I know his father is a rampant Brexiteer who got his 15 year old grandson to be a theoretical leaver.
This guy is a nice intelligent guy, but I might strangle him if I end up in conversation with him about this, as he's clueless about the implications of Brexit.
A No Deal situation will end up with lots of law suits flying about, both here and abroad over citizen rights primarily. And the repatriation of lots of elderly. I wonder what happens if they are unable to sell their homes? Do they have to get rehomed by the council? Will we have to deport people to find space to do this? Or will EU citizens here, prove to be too valuable to deport afterall.
80% backed brexit, means bugger all. Its a falsehood that has been constructed by Brexiteers over the result of the general election because both Labour and Conservative Manifestos were pro-Brexit. So because 80% of people voted Con or Lab they now support Brexit.
This is DESPITE analysis of why people voted Con or Lab showing that whilst the most important reason for voting conservative was Brexit, it also should that Brexit was quite a way down the list for Labour voters.
What they are trying to do, is frame the debate to suggest they have a mandate.
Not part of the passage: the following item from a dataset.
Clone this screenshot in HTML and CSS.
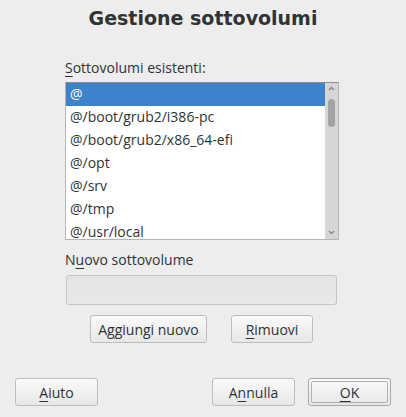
FILE: index.html
```html
<!DOCTYPE html>
<html lang="it">
<head>
<meta charset="utf-8">
<title>Gestione sottovolumi</title>
<link rel="stylesheet" href="styles.css">
</head>
<body>
<div class="dialog">
  <h1 class="title">Gestione sottovolumi</h1>
  <div class="content">
    <div class="label label-list"><u>S</u>ottovolumi esistenti:</div>
    <div class="listbox">
      <div class="items">
        <div class="row selected">@</div>
        <div class="row">@/boot/grub2/i386-pc</div>
        <div class="row">@/boot/grub2/x86_64-efi</div>
        <div class="row">@/opt</div>
        <div class="row">@/srv</div>
        <div class="row">@/tmp</div>
        <div class="row">@/usr/local</div>
      </div>
      <div class="scrollbar">
        <svg class="arrow" width="7" height="5" viewBox="0 0 7 5"><path d="M1 4 L3.5 1.5 L6 4" fill="none" stroke="#8a8a8a" stroke-width="1.5"/></svg>
        <div class="track"><div class="thumb"></div></div>
        <svg class="arrow" width="7" height="5" viewBox="0 0 7 5"><path d="M1 1 L3.5 3.5 L6 1" fill="none" stroke="#8a8a8a" stroke-width="1.5"/></svg>
      </div>
    </div>
    <div class="label label-new">N<u>u</u>ovo sottovolume</div>
    <div class="input"></div>
  </div>
  <div class="actions">
    <button class="btn btn-add">A<u>g</u>giungi nuovo</button>
    <button class="btn btn-remove"><u>R</u>imuovi</button>
  </div>
  <div class="footer">
    <button class="btn btn-foot"><u>A</u>iuto</button>
    <div class="spacer"></div>
    <button class="btn btn-foot">A<u>n</u>nulla</button>
    <button class="btn btn-foot btn-default"><span class="inner"><u>O</u>K</span></button>
  </div>
</div>
</body>
</html>
```

FILE: styles.css
```css
html, body {
  margin: 0;
  padding: 0;
  background: #ededed;
}
body {
  font-family: "Open Sans", "Noto Sans", sans-serif;
  font-size: 14px;
  color: #2e3436;
}
.dialog {
  width: 406px;
  height: 417px;
  box-sizing: border-box;
  display: flex;
  flex-direction: column;
  padding-bottom: 11px;
}
.title {
  margin: 0;
  padding-top: 6px;
  line-height: 24px;
  font-family: "DejaVu Sans", sans-serif;
  font-size: 19px;
  font-weight: bold;
  text-align: center;
  color: #2e3436;
}
.content {
  padding-left: 65px;
  width: 274px;
}
u {
  text-decoration: underline;
  text-underline-offset: 3px;
  text-decoration-thickness: 1px;
}
.label {
  line-height: 18px;
  color: #2e3436;
}
.label-list {
  margin-top: 29px;
  margin-bottom: 5px;
}
.listbox {
  height: 158px;
  box-sizing: border-box;
  border: 1px solid #b5b5b5;
  border-top-color: #8e8e8e;
  background: #ffffff;
  display: flex;
  overflow: hidden;
}
.items {
  flex: 1;
  overflow: hidden;
}
.row {
  height: 23px;
  line-height: 22px;
  padding-left: 4px;
  white-space: nowrap;
  color: #2e3436;
}
.row.selected {
  background: #3c82cc;
  color: #ffffff;
}
.scrollbar {
  width: 13px;
  background: #d6d6d6;
  display: flex;
  flex-direction: column;
  align-items: center;
  padding: 3px 0 4px;
  box-sizing: border-box;
}
.arrow {
  display: block;
  flex: none;
}
.track {
  flex: 1;
  width: 100%;
  display: flex;
  justify-content: center;
  padding-top: 8px;
}
.thumb {
  width: 7px;
  height: 28px;
  border-radius: 4px;
  background: #a3a3a3;
}
.label-new {
  margin-top: 11px;
  margin-bottom: 6px;
}
.input {
  margin-left: 1px;
  width: 271px;
  height: 30px;
  box-sizing: border-box;
  border: 1px solid #c4c4c4;
  border-radius: 3px;
  background: linear-gradient(#e4e4e4, #e9e9e9);
}
.actions {
  margin-top: 10px;
  display: flex;
  justify-content: center;
  gap: 24px;
  padding-right: 3px;
}
.btn {
  font-family: inherit;
  font-size: 14px;
  color: #2e3436;
  height: 28px;
  box-sizing: border-box;
  border: 1px solid #bdbdbd;
  border-radius: 3px;
  background: linear-gradient(#fafafa, #e7e7e7);
  padding: 0;
  margin: 0;
  cursor: default;
}
.btn-add {
  width: 117px;
}
.btn-remove {
  width: 82px;
}
.footer {
  margin-top: auto;
  display: flex;
  align-items: center;
  padding: 0 15px;
  gap: 13px;
}
.spacer {
  flex: 1;
}
.btn-foot {
  width: 83px;
}
.btn-default {
  padding: 2px;
  border-color: #a8a8a8;
}
.btn-default .inner {
  display: flex;
  align-items: center;
  justify-content: center;
  height: 100%;
  box-sizing: border-box;
  border: 1px solid #b0b0b0;
  border-radius: 2px;
}
```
Like how they said that 48 - 52 was 'decisive' which was far from the case (with leaving Brexiteers on record as saying a similar result the other way would be unfinished business).
Basically its a political construct to try and drive debate and subsequent actions in a particular way. For this reason it should be ignored (and not even debunked in a direct rebuttal) as much as possible, and instead focus on how a vote for Labour was about a rejection of the mandate that May was seeking for her vision for Britain. May's vision includes Brexit but also other things, many of which are highly relevant to on going debates - and the brexit debate.